• [Your goal]: All the data should be repeated exactly. Any image in it is left out.

• [Material provided]:
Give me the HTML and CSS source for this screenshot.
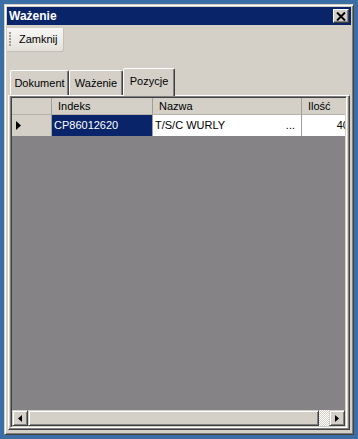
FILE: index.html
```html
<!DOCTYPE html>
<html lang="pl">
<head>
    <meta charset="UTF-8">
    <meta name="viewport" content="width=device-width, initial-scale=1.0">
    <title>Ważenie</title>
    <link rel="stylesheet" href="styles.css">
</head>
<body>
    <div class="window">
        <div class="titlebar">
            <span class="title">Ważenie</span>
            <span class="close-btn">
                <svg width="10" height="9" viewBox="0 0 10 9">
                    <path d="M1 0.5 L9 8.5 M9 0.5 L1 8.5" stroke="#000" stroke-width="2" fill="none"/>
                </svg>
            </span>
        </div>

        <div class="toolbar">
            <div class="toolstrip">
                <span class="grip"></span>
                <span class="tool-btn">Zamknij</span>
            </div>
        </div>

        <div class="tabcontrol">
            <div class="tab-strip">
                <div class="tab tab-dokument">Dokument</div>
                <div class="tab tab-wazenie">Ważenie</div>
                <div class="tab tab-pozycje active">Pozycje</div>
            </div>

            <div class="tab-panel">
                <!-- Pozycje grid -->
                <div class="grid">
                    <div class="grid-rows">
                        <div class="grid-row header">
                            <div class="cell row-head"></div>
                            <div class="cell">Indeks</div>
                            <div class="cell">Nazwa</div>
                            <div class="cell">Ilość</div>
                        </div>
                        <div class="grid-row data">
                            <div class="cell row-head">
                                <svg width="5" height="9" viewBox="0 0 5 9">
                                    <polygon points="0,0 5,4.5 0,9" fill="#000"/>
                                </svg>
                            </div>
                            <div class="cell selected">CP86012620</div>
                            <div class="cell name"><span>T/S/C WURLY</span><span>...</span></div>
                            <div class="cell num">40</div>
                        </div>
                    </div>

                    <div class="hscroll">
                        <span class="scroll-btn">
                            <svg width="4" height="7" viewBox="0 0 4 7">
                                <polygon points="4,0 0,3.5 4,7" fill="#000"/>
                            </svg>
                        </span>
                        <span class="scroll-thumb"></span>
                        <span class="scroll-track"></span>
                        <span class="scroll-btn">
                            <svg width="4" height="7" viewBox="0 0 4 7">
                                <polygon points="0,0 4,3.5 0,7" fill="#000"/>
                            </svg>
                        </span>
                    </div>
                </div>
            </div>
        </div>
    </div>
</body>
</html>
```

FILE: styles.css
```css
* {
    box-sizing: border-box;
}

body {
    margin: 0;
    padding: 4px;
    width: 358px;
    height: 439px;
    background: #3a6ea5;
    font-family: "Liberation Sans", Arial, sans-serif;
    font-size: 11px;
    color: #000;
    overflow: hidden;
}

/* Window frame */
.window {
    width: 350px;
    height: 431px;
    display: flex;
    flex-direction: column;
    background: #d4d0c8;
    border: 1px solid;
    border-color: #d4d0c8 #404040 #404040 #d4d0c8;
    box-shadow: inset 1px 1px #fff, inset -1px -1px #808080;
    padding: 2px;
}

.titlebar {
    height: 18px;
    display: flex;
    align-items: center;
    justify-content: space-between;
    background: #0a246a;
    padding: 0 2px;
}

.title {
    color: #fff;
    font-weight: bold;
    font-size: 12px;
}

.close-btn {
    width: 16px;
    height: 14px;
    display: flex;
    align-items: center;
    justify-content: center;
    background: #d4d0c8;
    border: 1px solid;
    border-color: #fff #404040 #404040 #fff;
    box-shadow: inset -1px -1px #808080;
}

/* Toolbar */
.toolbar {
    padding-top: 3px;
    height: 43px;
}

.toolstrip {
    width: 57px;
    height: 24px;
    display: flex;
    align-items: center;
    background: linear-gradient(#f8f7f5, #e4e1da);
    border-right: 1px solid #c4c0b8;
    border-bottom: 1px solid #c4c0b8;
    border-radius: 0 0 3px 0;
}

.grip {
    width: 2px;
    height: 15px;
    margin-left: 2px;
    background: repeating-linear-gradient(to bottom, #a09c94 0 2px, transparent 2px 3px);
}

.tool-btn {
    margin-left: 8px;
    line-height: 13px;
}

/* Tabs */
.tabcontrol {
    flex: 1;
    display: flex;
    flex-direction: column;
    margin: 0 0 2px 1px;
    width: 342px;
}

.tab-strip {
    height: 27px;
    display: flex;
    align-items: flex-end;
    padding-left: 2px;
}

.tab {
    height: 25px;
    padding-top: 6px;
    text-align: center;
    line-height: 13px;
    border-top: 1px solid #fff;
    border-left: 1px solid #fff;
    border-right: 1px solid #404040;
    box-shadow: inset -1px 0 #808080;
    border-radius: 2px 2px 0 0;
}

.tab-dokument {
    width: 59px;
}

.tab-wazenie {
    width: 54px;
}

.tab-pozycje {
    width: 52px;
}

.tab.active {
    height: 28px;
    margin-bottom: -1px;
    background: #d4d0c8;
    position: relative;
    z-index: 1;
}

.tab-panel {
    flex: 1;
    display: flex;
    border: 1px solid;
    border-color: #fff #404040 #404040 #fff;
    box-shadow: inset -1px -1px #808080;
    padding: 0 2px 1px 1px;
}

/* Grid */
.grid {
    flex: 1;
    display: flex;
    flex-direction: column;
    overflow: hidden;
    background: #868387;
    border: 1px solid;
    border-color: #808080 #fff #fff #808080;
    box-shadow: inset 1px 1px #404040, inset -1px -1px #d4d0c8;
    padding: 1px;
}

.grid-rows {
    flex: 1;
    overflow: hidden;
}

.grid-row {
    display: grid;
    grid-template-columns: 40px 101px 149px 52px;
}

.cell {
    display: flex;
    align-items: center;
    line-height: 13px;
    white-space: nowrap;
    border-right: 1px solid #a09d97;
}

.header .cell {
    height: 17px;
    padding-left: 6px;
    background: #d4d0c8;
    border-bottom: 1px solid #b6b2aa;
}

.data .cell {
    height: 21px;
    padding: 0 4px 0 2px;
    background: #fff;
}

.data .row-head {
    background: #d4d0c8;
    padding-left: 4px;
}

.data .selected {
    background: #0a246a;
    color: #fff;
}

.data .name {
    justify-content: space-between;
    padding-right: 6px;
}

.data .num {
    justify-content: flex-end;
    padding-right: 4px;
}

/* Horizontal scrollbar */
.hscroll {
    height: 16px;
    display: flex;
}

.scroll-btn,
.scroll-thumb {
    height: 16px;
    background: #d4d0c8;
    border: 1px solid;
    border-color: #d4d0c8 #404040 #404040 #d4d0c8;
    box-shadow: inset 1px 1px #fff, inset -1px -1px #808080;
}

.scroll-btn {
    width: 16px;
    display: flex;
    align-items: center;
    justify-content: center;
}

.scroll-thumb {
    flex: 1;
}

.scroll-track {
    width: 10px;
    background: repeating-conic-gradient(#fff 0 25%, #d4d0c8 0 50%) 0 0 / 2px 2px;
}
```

• [Response]:
Give me the HTML and CSS source for this screenshot.
FILE: index.html
```html
<!DOCTYPE html>
<html lang="pl">
<head>
    <meta charset="UTF-8">
    <meta name="viewport" content="width=device-width, initial-scale=1.0">
    <title>Ważenie</title>
    <link rel="stylesheet" href="styles.css">
</head>
<body>
    <div class="window">
        <div class="titlebar">
            <span class="title">Ważenie</span>
            <span class="close-btn">
                <svg width="10" height="9" viewBox="0 0 10 9">
                    <path d="M1 0.5 L9 8.5 M9 0.5 L1 8.5" stroke="#000" stroke-width="2" fill="none"/>
                </svg>
            </span>
        </div>

        <div class="toolbar">
            <div class="toolstrip">
                <span class="grip"></span>
                <span class="tool-btn">Zamknij</span>
            </div>
        </div>

        <div class="tabcontrol">
            <div class="tab-strip">
                <div class="tab tab-dokument">Dokument</div>
                <div class="tab tab-wazenie">Ważenie</div>
                <div class="tab tab-pozycje active">Pozycje</div>
            </div>

            <div class="tab-panel">
                <!-- Pozycje grid -->
                <div class="grid">
                    <div class="grid-rows">
                        <div class="grid-row header">
                            <div class="cell row-head"></div>
                            <div class="cell">Indeks</div>
                            <div class="cell">Nazwa</div>
                            <div class="cell">Ilość</div>
                        </div>
                        <div class="grid-row data">
                            <div class="cell row-head">
                                <svg width="5" height="9" viewBox="0 0 5 9">
                                    <polygon points="0,0 5,4.5 0,9" fill="#000"/>
                                </svg>
                            </div>
                            <div class="cell selected">CP86012620</div>
                            <div class="cell name"><span>T/S/C WURLY</span><span>...</span></div>
                            <div class="cell num">40</div>
                        </div>
                    </div>

                    <div class="hscroll">
                        <span class="scroll-btn">
                            <svg width="4" height="7" viewBox="0 0 4 7">
                                <polygon points="4,0 0,3.5 4,7" fill="#000"/>
                            </svg>
                        </span>
                        <span class="scroll-thumb"></span>
                        <span class="scroll-track"></span>
                        <span class="scroll-btn">
                            <svg width="4" height="7" viewBox="0 0 4 7">
                                <polygon points="0,0 4,3.5 0,7" fill="#000"/>
                            </svg>
                        </span>
                    </div>
                </div>
            </div>
        </div>
    </div>
</body>
</html>
```

FILE: styles.css
```css
* {
    box-sizing: border-box;
}

body {
    margin: 0;
    padding: 4px;
    width: 358px;
    height: 439px;
    background: #3a6ea5;
    font-family: "Liberation Sans", Arial, sans-serif;
    font-size: 11px;
    color: #000;
    overflow: hidden;
}

/* Window frame */
.window {
    width: 350px;
    height: 431px;
    display: flex;
    flex-direction: column;
    background: #d4d0c8;
    border: 1px solid;
    border-color: #d4d0c8 #404040 #404040 #d4d0c8;
    box-shadow: inset 1px 1px #fff, inset -1px -1px #808080;
    padding: 2px;
}

.titlebar {
    height: 18px;
    display: flex;
    align-items: center;
    justify-content: space-between;
    background: #0a246a;
    padding: 0 2px;
}

.title {
    color: #fff;
    font-weight: bold;
    font-size: 12px;
}

.close-btn {
    width: 16px;
    height: 14px;
    display: flex;
    align-items: center;
    justify-content: center;
    background: #d4d0c8;
    border: 1px solid;
    border-color: #fff #404040 #404040 #fff;
    box-shadow: inset -1px -1px #808080;
}

/* Toolbar */
.toolbar {
    padding-top: 3px;
    height: 43px;
}

.toolstrip {
    width: 57px;
    height: 24px;
    display: flex;
    align-items: center;
    background: linear-gradient(#f8f7f5, #e4e1da);
    border-right: 1px solid #c4c0b8;
    border-bottom: 1px solid #c4c0b8;
    border-radius: 0 0 3px 0;
}

.grip {
    width: 2px;
    height: 15px;
    margin-left: 2px;
    background: repeating-linear-gradient(to bottom, #a09c94 0 2px, transparent 2px 3px);
}

.tool-btn {
    margin-left: 8px;
    line-height: 13px;
}

/* Tabs */
.tabcontrol {
    flex: 1;
    display: flex;
    flex-direction: column;
    margin: 0 0 2px 1px;
    width: 342px;
}

.tab-strip {
    height: 27px;
    display: flex;
    align-items: flex-end;
    padding-left: 2px;
}

.tab {
    height: 25px;
    padding-top: 6px;
    text-align: center;
    line-height: 13px;
    border-top: 1px solid #fff;
    border-left: 1px solid #fff;
    border-right: 1px solid #404040;
    box-shadow: inset -1px 0 #808080;
    border-radius: 2px 2px 0 0;
}

.tab-dokument {
    width: 59px;
}

.tab-wazenie {
    width: 54px;
}

.tab-pozycje {
    width: 52px;
}

.tab.active {
    height: 28px;
    margin-bottom: -1px;
    background: #d4d0c8;
    position: relative;
    z-index: 1;
}

.tab-panel {
    flex: 1;
    display: flex;
    border: 1px solid;
    border-color: #fff #404040 #404040 #fff;
    box-shadow: inset -1px -1px #808080;
    padding: 0 2px 1px 1px;
}

/* Grid */
.grid {
    flex: 1;
    display: flex;
    flex-direction: column;
    overflow: hidden;
    background: #868387;
    border: 1px solid;
    border-color: #808080 #fff #fff #808080;
    box-shadow: inset 1px 1px #404040, inset -1px -1px #d4d0c8;
    padding: 1px;
}

.grid-rows {
    flex: 1;
    overflow: hidden;
}

.grid-row {
    display: grid;
    grid-template-columns: 40px 101px 149px 52px;
}

.cell {
    display: flex;
    align-items: center;
    line-height: 13px;
    white-space: nowrap;
    border-right: 1px solid #a09d97;
}

.header .cell {
    height: 17px;
    padding-left: 6px;
    background: #d4d0c8;
    border-bottom: 1px solid #b6b2aa;
}

.data .cell {
    height: 21px;
    padding: 0 4px 0 2px;
    background: #fff;
}

.data .row-head {
    background: #d4d0c8;
    padding-left: 4px;
}

.data .selected {
    background: #0a246a;
    color: #fff;
}

.data .name {
    justify-content: space-between;
    padding-right: 6px;
}

.data .num {
    justify-content: flex-end;
    padding-right: 4px;
}

/* Horizontal scrollbar */
.hscroll {
    height: 16px;
    display: flex;
}

.scroll-btn,
.scroll-thumb {
    height: 16px;
    background: #d4d0c8;
    border: 1px solid;
    border-color: #d4d0c8 #404040 #404040 #d4d0c8;
    box-shadow: inset 1px 1px #fff, inset -1px -1px #808080;
}

.scroll-btn {
    width: 16px;
    display: flex;
    align-items: center;
    justify-content: center;
}

.scroll-thumb {
    flex: 1;
}

.scroll-track {
    width: 10px;
    background: repeating-conic-gradient(#fff 0 25%, #d4d0c8 0 50%) 0 0 / 2px 2px;
}
```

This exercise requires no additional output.